Меня отдали маме. И она показала мне бабушку.
Та лежала, такая спокойная, как ни в чем не бывало. Вроде бы и она, но синяя и холодная. И еще эти дурацкие яйца ей подложили рядом с ушами и тазик марганцовки поставили под гроб.
– Потрогай бабу, Саш, не бойся, – прошептал кто-то из взрослых.
– Она холодная. – я протянула руку и коснулась ее руки.
Мне стало страшно.
– Она ничего не понимает, – услышала я чей-то голос сбоку.
А мне все казалось, что это какая-то чужая бабушка, холодная, не моя. Моя была другая – любящая, заботливая, живая. И руки у нее были теплыми и чуть пахли табаком.
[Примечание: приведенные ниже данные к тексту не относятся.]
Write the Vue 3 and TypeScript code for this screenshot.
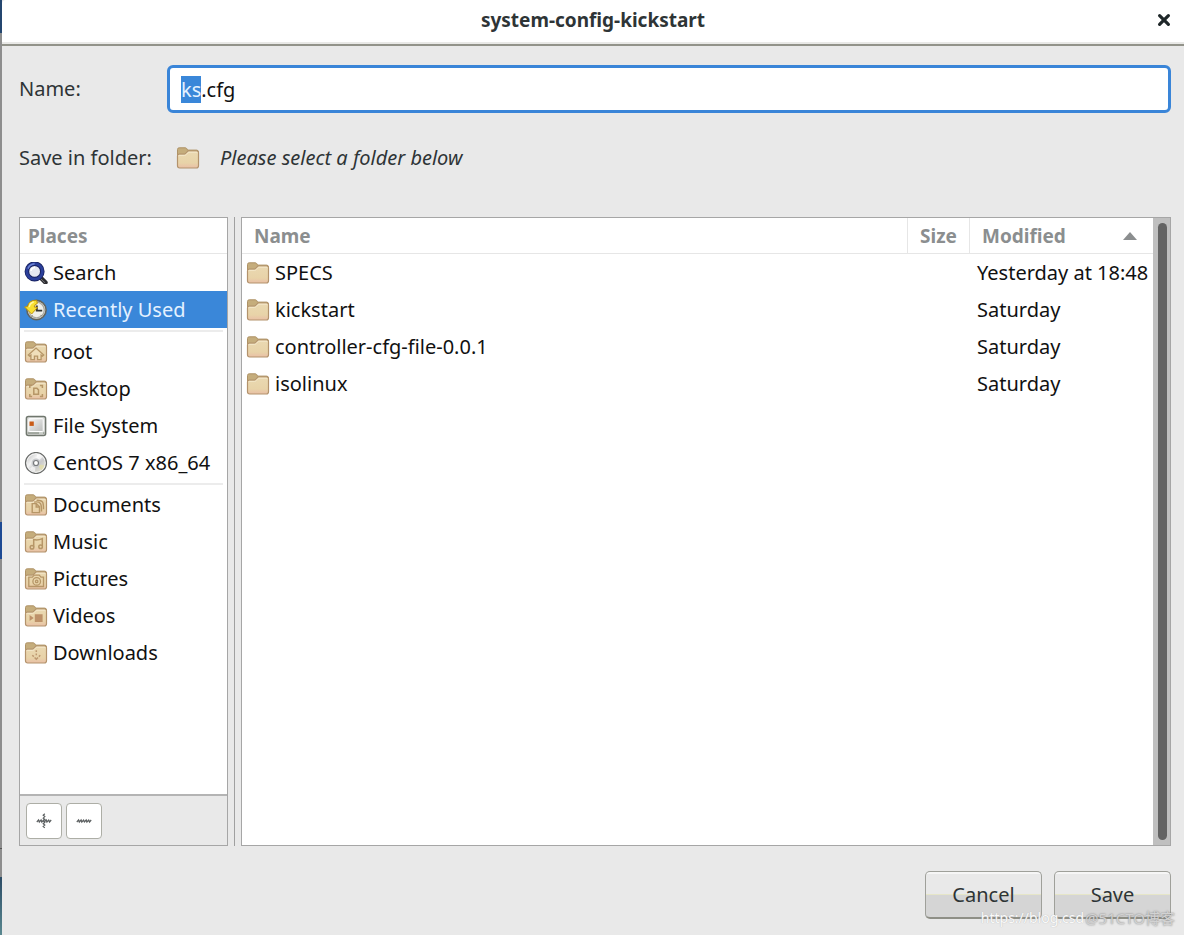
<script setup lang="ts">
import { onMounted, ref } from 'vue'

interface Place {
  label: string
  icon: string
}

interface Entry {
  name: string
  size: string
  modified: string
}

const placeGroups: Place[][] = [
  [
    { label: 'Search', icon: 'search' },
    { label: 'Recently Used', icon: 'recent' },
  ],
  [
    { label: 'root', icon: 'home' },
    { label: 'Desktop', icon: 'desktop' },
    { label: 'File System', icon: 'drive' },
    { label: 'CentOS 7 x86_64', icon: 'disc' },
  ],
  [
    { label: 'Documents', icon: 'documents' },
    { label: 'Music', icon: 'music' },
    { label: 'Pictures', icon: 'pictures' },
    { label: 'Videos', icon: 'videos' },
    { label: 'Downloads', icon: 'downloads' },
  ],
]

const entries: Entry[] = [
  { name: 'SPECS', size: '', modified: 'Yesterday at 18:48' },
  { name: 'kickstart', size: '', modified: 'Saturday' },
  { name: 'controller-cfg-file-0.0.1', size: '', modified: 'Saturday' },
  { name: 'isolinux', size: '', modified: 'Saturday' },
]

const folderIcons = ['home', 'desktop', 'documents', 'music', 'pictures', 'videos', 'downloads']

const fileName = ref('ks.cfg')
const activePlace = ref('Recently Used')
const nameInput = ref<HTMLInputElement | null>(null)

onMounted(() => {
  nameInput.value?.focus()
  nameInput.value?.setSelectionRange(0, fileName.value.lastIndexOf('.'))
})
</script>

<template>
  <div class="screen">
    <svg class="defs" width="0" height="0" aria-hidden="true">
      <defs>
        <linearGradient id="paper" x1="0" y1="0" x2="0" y2="1">
          <stop offset="0" stop-color="#ead9b2" />
          <stop offset="0.7" stop-color="#e8d3a8" />
          <stop offset="1" stop-color="#e9bfa6" />
        </linearGradient>
        <linearGradient id="metal" x1="0" y1="0" x2="1" y2="1">
          <stop offset="0" stop-color="#f7f7f7" />
          <stop offset="1" stop-color="#b9bbb9" />
        </linearGradient>
        <linearGradient id="silver" x1="0" y1="0" x2="1" y2="1">
          <stop offset="0" stop-color="#bdbdbd" />
          <stop offset="0.35" stop-color="#f4f4f4" />
          <stop offset="0.6" stop-color="#c9c9cb" />
          <stop offset="1" stop-color="#ecebd8" />
        </linearGradient>
        <symbol id="folder" viewBox="0 0 24 22">
          <path d="M1.5 12V2.5q0-1.7 1.7-1.7h6.1q1 0 1.5.9l.8 1.4h9q1.9 0 1.9 1.9v7z" fill="#c5ad7c" stroke="#ae9266" />
          <path
            d="M1.5 9q0-1.8 1.8-1.8h4.9q.9 0 1.4-.6l1.8-2q.5-.6 1.4-.6h7.9q1.8 0 1.8 1.8v13q0 2.2-2.2 2.2H3.7q-2.2 0-2.2-2.2z"
            fill="url(#paper)"
            stroke="#b3936c"
            stroke-width="1.2"
          />
          <path d="M2.6 9.2q0-.9.9-.9h5.2q.8 0 1.4-.7l1.8-2q.4-.4 1-.4h7.4q1 0 1 1" fill="none" stroke="#f6ebcf" stroke-width=".9" />
        </symbol>
      </defs>
    </svg>

    <div class="backdrop"></div>

    <form class="dialog" @submit.prevent>
      <header class="titlebar">
        <h1 class="title">system-config-kickstart</h1>
        <button class="close" type="button" aria-label="Close">
          <svg width="14" height="14" viewBox="0 0 14 14">
            <path d="M2.6 2.6l8.8 8.8M11.4 2.6l-8.8 8.8" stroke="#1f2729" stroke-width="3.2" stroke-linecap="round" />
          </svg>
        </button>
      </header>

      <main class="content">
        <div class="fields">
          <label class="field-label" for="file-name">Name:</label>
          <input id="file-name" ref="nameInput" v-model="fileName" class="entry" type="text" autocomplete="off" spellcheck="false" />
          <span class="field-label">Save in folder:</span>
          <span class="folder-choice">
            <svg class="icon" viewBox="0 0 24 22"><use href="#folder" /></svg>
            <em>Please select a folder below</em>
          </span>
        </div>

        <div class="browser">
          <aside class="places">
            <h2 class="places-head">Places</h2>
            <nav class="places-list">
              <ul v-for="(group, g) in placeGroups" :key="g" class="group">
                <li v-for="place in group" :key="place.label">
                  <button
                    class="place"
                    :class="{ active: place.label === activePlace }"
                    type="button"
                    @click="activePlace = place.label"
                  >
                    <svg class="icon" viewBox="0 0 24 22">
                      <use v-if="folderIcons.includes(place.icon)" href="#folder" />
                      <g v-if="place.icon === 'search'">
                        <path d="M16.5 15.5l5 5" stroke="#2c2c30" stroke-width="4.4" stroke-linecap="round" />
                        <path d="M17 17l3.8 3.6" stroke="#77777c" stroke-width="1" stroke-linecap="round" />
                        <circle cx="10.6" cy="9.4" r="7.7" fill="#e6e8f1" stroke="#182260" stroke-width="4.6" />
                        <circle cx="10.6" cy="9.4" r="7.8" fill="none" stroke="#2b3f9a" stroke-width="2.8" />
                        <path d="M4 6.6q1.9-4.4 6.6-4.8" fill="none" stroke="#6c83d4" stroke-width="1.5" />
                        <path d="M7 9q.4-3.2 4-3.5" fill="none" stroke="#fff" stroke-width="1.6" />
                      </g>
                      <g v-else-if="place.icon === 'recent'">
                        <circle cx="12.5" cy="11" r="9.6" fill="#e7e6df" stroke="#62645d" stroke-width="1.6" />
                        <circle cx="12.5" cy="11" r="7.8" fill="#efefe9" stroke="#aaa9a0" stroke-width="1.3" />
                        <path d="M12.8 6.4v5.2h5.4" fill="none" stroke="#32342f" stroke-width="1.9" />
                        <path d="M7.5 17.6l1.2-1M17.4 16.8l-.9-.9" stroke="#77776f" stroke-width="1" />
                        <path
                          d="M12.6 1.2Q4.6 1 3.6 7.6L.6 8l7 7 6-6.6-3.4-.4q.2-2.6 3.2-3.6z"
                          fill="#f7df31"
                          stroke="#bd9410"
                          stroke-width="1"
                          stroke-linejoin="round"
                        />
                        <path d="M5.2 8.2q.6-4 4.5-5.2" fill="none" stroke="#fff7a2" stroke-width="1.4" />
                      </g>
                      <g v-else-if="place.icon === 'home'" fill="#f0dfba" stroke="#b69667" stroke-width="1.3">
                        <path d="M4.3 14.1l7.7-7 7.7 7-1.2 1-1.4-1v4.6h-3.5v-3.5h-3.2v3.5H6.9v-4.6l-1.4 1z" />
                      </g>
                      <g v-else-if="place.icon === 'desktop'" fill="none" stroke="#b69667" stroke-width="1.5">
                        <path d="M9.8 10.2h3.1l1.6 1.7v4.4H9.8z" />
                        <path d="M5.8 10V7.6h2.3M15.9 7.6h2.5V10M5.8 16v2.5h2.3M15.9 18.5h2.5V16" />
                      </g>
                      <g v-else-if="place.icon === 'drive'">
                        <rect x="2.4" y="1.4" width="19.2" height="19.2" rx="2" fill="#dedfdd" stroke="#70776e" stroke-width="1.5" />
                        <rect x="4.8" y="3.7" width="14.4" height="12.8" rx="1" fill="url(#metal)" stroke="#fff" stroke-width="1" />
                        <path d="M3.5 18.1h17" stroke="#a0a69e" stroke-width="2" />
                        <path d="M15 18h4" stroke="#f1f3f0" stroke-width="1" />
                        <path d="M5.5 6.5h4.3v4.4H5.5z" fill="#c95c18" />
                      </g>
                      <g v-else-if="place.icon === 'disc'">
                        <circle cx="12" cy="11" r="10.5" fill="#f4f4f4" stroke="#686a68" stroke-width="1.2" />
                        <circle cx="12" cy="11" r="8.8" fill="url(#silver)" />
                        <path d="M12 11l1-8.7q3.4.3 5.5 2.6zM12 11l-1 8.6q-3.3-.3-5.2-2.5z" fill="#fff" opacity=".65" />
                        <path d="M12.6 11.8l7.8 1.6q-1 3.2-3.2 4.9z" fill="#e2dda8" opacity=".8" />
                        <circle cx="12" cy="11" r="4.5" fill="#c9cbce" />
                        <circle cx="12" cy="11" r="2.5" fill="#fff" stroke="#787a7d" stroke-width="1.2" />
                      </g>
                      <g v-else-if="place.icon === 'documents'" fill="none" stroke="#b69667" stroke-width="1.4">
                        <path d="M8.2 9.6h4.1l3.2 3.3v5.7H8.2z" />
                        <path d="M12.2 9.8v3.2h3.2M10.1 8.1q4.5-.9 6.3 1.4 1.2 1.6 1.1 7.9M12.6 6.3q4.6-.2 6 1.8.9 1.5.9 7.2" />
                      </g>
                      <g v-else-if="place.icon === 'music'" fill="none" stroke="#b69667" stroke-width="1.5">
                        <path d="M9.7 15.8V8.6q4.2 1 8.6-1v7.4" />
                        <circle cx="8" cy="16.2" r="1.8" />
                        <circle cx="16.6" cy="15.8" r="1.8" />
                      </g>
                      <g v-else-if="place.icon === 'pictures'" fill="none" stroke="#b69667" stroke-width="1.3">
                        <path d="M4.8 9.2h3.6l1.8-2.1h5l1.8 2.1h2.5v9.3H4.8z" />
                        <circle cx="12.7" cy="13.4" r="3.8" />
                        <circle cx="12.7" cy="13.4" r="1.2" />
                      </g>
                      <g v-else-if="place.icon === 'videos'" fill="#bd9169">
                        <path d="M10.8 9.2h7.8v7.7h-7.8zM5.6 10.1l4.1 2.9-4.1 2.9z" />
                      </g>
                      <g v-else-if="place.icon === 'downloads'" fill="none" stroke="#bd9870" stroke-width="1.5">
                        <path d="M12.3 8.2v1.7M12.3 11.6v1.6M8.3 13.2l1.5 1.4M16.3 13.2l-1.5 1.4M10.6 15.4l1.7 1.8 1.7-1.8" />
                      </g>
                    </svg>
                    <span>{{ place.label }}</span>
                  </button>
                </li>
              </ul>
            </nav>
            <div class="places-tools">
              <button class="tool" type="button" aria-label="Add bookmark">
                <svg width="16" height="16" viewBox="0 0 16 16" fill="none" stroke="#5c6061" stroke-width="1.2">
                  <path d="M.8 9l1.8-2 .7 2 1.8-2 .7 2 1.8-2 .8 2 1.8-2 .7 2 1.8-2 .8 2 1.7-2M8.8.8l-1.6 1.5 1.6 1.3-1.6 1.5 1.6 1.3-1.6 1.5 1.6 1.3-1.6 1.5 1.6 1.3-1.6 1.5 1.6 1.4" />
                </svg>
              </button>
              <button class="tool" type="button" aria-label="Remove bookmark">
                <svg width="16" height="16" viewBox="0 0 16 16" fill="none" stroke="#5c6061" stroke-width="1.2">
                  <path d="M.8 9l1.8-2 .7 2 1.8-2 .7 2 1.8-2 .8 2 1.8-2 .7 2 1.8-2 .8 2 1.7-2" />
                </svg>
              </button>
            </div>
          </aside>

          <div class="divider"></div>

          <section class="files">
            <div class="files-view">
              <table class="file-table">
                <colgroup>
                  <col />
                  <col class="col-size" />
                  <col class="col-modified" />
                </colgroup>
                <thead>
                  <tr>
                    <th scope="col">Name</th>
                    <th scope="col">Size</th>
                    <th scope="col" aria-sort="ascending">
                      <span class="sorted">
                        Modified
                        <svg width="14" height="8" viewBox="0 0 14 8"><path d="M0 8l7-8 7 8z" fill="#8b8e8f" /></svg>
                      </span>
                    </th>
                  </tr>
                </thead>
                <tbody>
                  <tr v-for="entry in entries" :key="entry.name">
                    <td>
                      <span class="file">
                        <svg class="icon" viewBox="0 0 24 22"><use href="#folder" /></svg>
                        {{ entry.name }}
                      </span>
                    </td>
                    <td>{{ entry.size }}</td>
                    <td>{{ entry.modified }}</td>
                  </tr>
                </tbody>
              </table>
            </div>
            <div class="scroll-track"><div class="scroll-thumb"></div></div>
          </section>
        </div>

        <footer class="actions">
          <button class="action" type="button">Cancel</button>
          <button class="action" type="submit">Save</button>
        </footer>
      </main>
    </form>

    <div class="marks">
      <span>https://blog.csd</span>
      <span class="mark-site">@51CTO博客</span>
    </div>
  </div>
</template>

<style>
body {
  margin: 0;
  background: #e9e9e9;
}
</style>

<style scoped>
* {
  box-sizing: border-box;
}

.screen {
  position: relative;
  display: grid;
  grid-template-columns: 2px 1fr;
  min-height: 100vh;
  overflow: hidden;
  font-family: 'Noto Sans', 'Open Sans', 'Noto Sans CJK SC', sans-serif;
  font-size: 20px;
  line-height: 28px;
  color: #2e3436;
}

.screen button,
.screen input {
  font: inherit;
  color: inherit;
}

.defs {
  position: absolute;
}

.backdrop {
  background: linear-gradient(
    #24466f 0 33px,
    #8e8e8e 33px 522px,
    #1d4a94 522px 559px,
    #8e8e8e 559px 848px,
    #555 848px 849px,
    #8e8e8e 849px 877px,
    #2c4c66 877px,
    #5a8890
  );
}

.dialog {
  display: flex;
  flex-direction: column;
  min-width: 0;
  background: #e9e9e9;
  border-top-left-radius: 4px;
}

.titlebar {
  display: grid;
  grid-template-columns: 40px 1fr 40px;
  align-items: center;
  height: 46px;
  padding-bottom: 4px;
  background: #fff;
  border-bottom: 2px solid #92938a;
  border-top-left-radius: 4px;
  box-shadow: inset 0 -2px #e9e9e7;
}

.title {
  grid-column: 2;
  margin: 0;
  font-size: 19px;
  font-weight: 700;
  text-align: center;
}

.close {
  display: grid;
  place-items: center;
  height: 32px;
  padding: 0;
  background: none;
  border: 0;
}

.content {
  display: flex;
  flex: 1;
  flex-direction: column;
  padding: 19px 13px 16px 17px;
}

.fields {
  display: grid;
  grid-template-columns: 148px 1fr;
  grid-template-rows: 48px 42px;
  align-items: center;
  margin-bottom: 38px;
  row-gap: 24px;
}

.entry {
  width: 100%;
  height: 48px;
  padding: 0 11px;
  background: #fff;
  border: 3px solid #3a85d8;
  border-radius: 6px;
  outline: 0;
}

.screen .entry {
  color: #111;
}

.entry::selection {
  color: #e4f1ff;
  background: #3a87d9;
}

.folder-choice {
  display: flex;
  gap: 20px;
  align-items: center;
  padding-left: 9px;
}

.icon {
  flex: none;
  width: 24px;
  height: 22px;
}

.browser {
  display: grid;
  flex: 1;
  grid-template-columns: 209px 1px 1fr;
  column-gap: 6px;
  color: #111;
}

.places,
.files {
  background: #fff;
  border: 1px solid #a6a6a6;
}

.places {
  display: flex;
  flex-direction: column;
}

.places-head {
  height: 36px;
  margin: 0;
  padding: 0 8px;
  font-size: 19px;
  font-weight: 700;
  line-height: 36px;
  color: #8b8e8f;
  border-bottom: 1px solid #e6e6e6;
}

.places-list {
  flex: 1;
}

.group {
  margin: 0;
  padding: 0;
  list-style: none;
}

.group + .group::before {
  display: block;
  height: 2px;
  margin: 2px 4px 1px;
  content: '';
  background: #ececec;
}

.place {
  display: flex;
  gap: 5px;
  align-items: center;
  width: 100%;
  height: 37px;
  padding: 0 4px;
  text-align: left;
  white-space: nowrap;
  background: none;
  border: 0;
}

.screen .place.active {
  color: #e4f1ff;
  background: #3a87d9;
}

.places-tools {
  display: flex;
  gap: 4px;
  padding: 7px 6px 6px;
  background: #e9e9e9;
  border-top: 2px solid #b4b4b4;
}

.tool {
  display: grid;
  place-items: center;
  width: 36px;
  height: 36px;
  padding: 0;
  background: #fff;
  border: 1px solid #adaea6;
  border-radius: 4px;
}

.divider {
  background: #a0a0a0;
}

.files {
  display: flex;
  min-width: 0;
}

.files-view {
  flex: 1;
  min-width: 0;
}

.file-table {
  width: 100%;
  table-layout: fixed;
  border-spacing: 0;
}

.col-size {
  width: 62px;
}

.col-modified {
  width: 184px;
}

.file-table th {
  height: 36px;
  padding: 0 12px;
  font-size: 19px;
  font-weight: 700;
  color: #8b8e8f;
  text-align: left;
  border-bottom: 1px solid #e6e6e6;
}

.file-table th + th {
  border-left: 1px solid #e6e6e6;
}

.sorted {
  display: flex;
  align-items: center;
  justify-content: space-between;
  padding-right: 4px;
}

.file-table td {
  height: 37px;
  padding: 0 4px;
  white-space: nowrap;
}

.file-table td:last-child {
  padding: 0 0 0 8px;
}

.file {
  display: flex;
  gap: 5px;
  align-items: center;
}

.scroll-track {
  display: flex;
  width: 17px;
  padding: 5px 3px 5px 5px;
  background: #bfbfbf;
}

.scroll-thumb {
  flex: 1;
  background: #636363;
  border-radius: 5px;
}

.actions {
  display: flex;
  gap: 12px;
  justify-content: flex-end;
  padding-top: 25px;
}

.action {
  width: 117px;
  height: 48px;
  padding: 0;
  background: linear-gradient(#f6f6f6 0 2px, #e9e9e9 2px 22px, #e6e6c8 22px 23px, #d5d5d5 23px);
  border: 1px solid #9fa09a;
  border-bottom: 2px solid #8e8f86;
  border-radius: 5px;
}

.marks {
  position: absolute;
  right: 9px;
  bottom: 7px;
  display: flex;
  gap: 1px;
  font-size: 14px;
  line-height: 20px;
  color: #fafafa;
  text-shadow: 0 0 1px #aaa;
  white-space: nowrap;
  pointer-events: none;
}

.mark-site {
  font-size: 15px;
  color: #d2d2d2;
  text-shadow: 0 0 2px #777;
}
</style>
Как жаль, что сейчас ее нет рядом. Я приезжаю к деду, а он все один, и думаю, как он был бы счастлив, если бы не только первую половину жизни провел с любимой женщиной, но и старость!
А еще мне хочется ее фирменного салата с помидорами, сметаной и солью. И долгих разговоров обо всем на свете! А еще обнять бы ее:
– Баб, я скучаю….

Баба Таня и дед в молодости
После бабушкиной смерти дед держался, как мог, но много пил. Он так больше и не женился. У него бывали женщины на один-два раза. Но новой любви не случилось. Он и сейчас живет один, говорит, никто ему не нужен.
Помню, как он напивался и часто плакал, ходил пьяный по квартире и все повторял:
– Таньку люблю… Танька моя ушла…
Я была подростком, не понимала, каково ему, не слушала.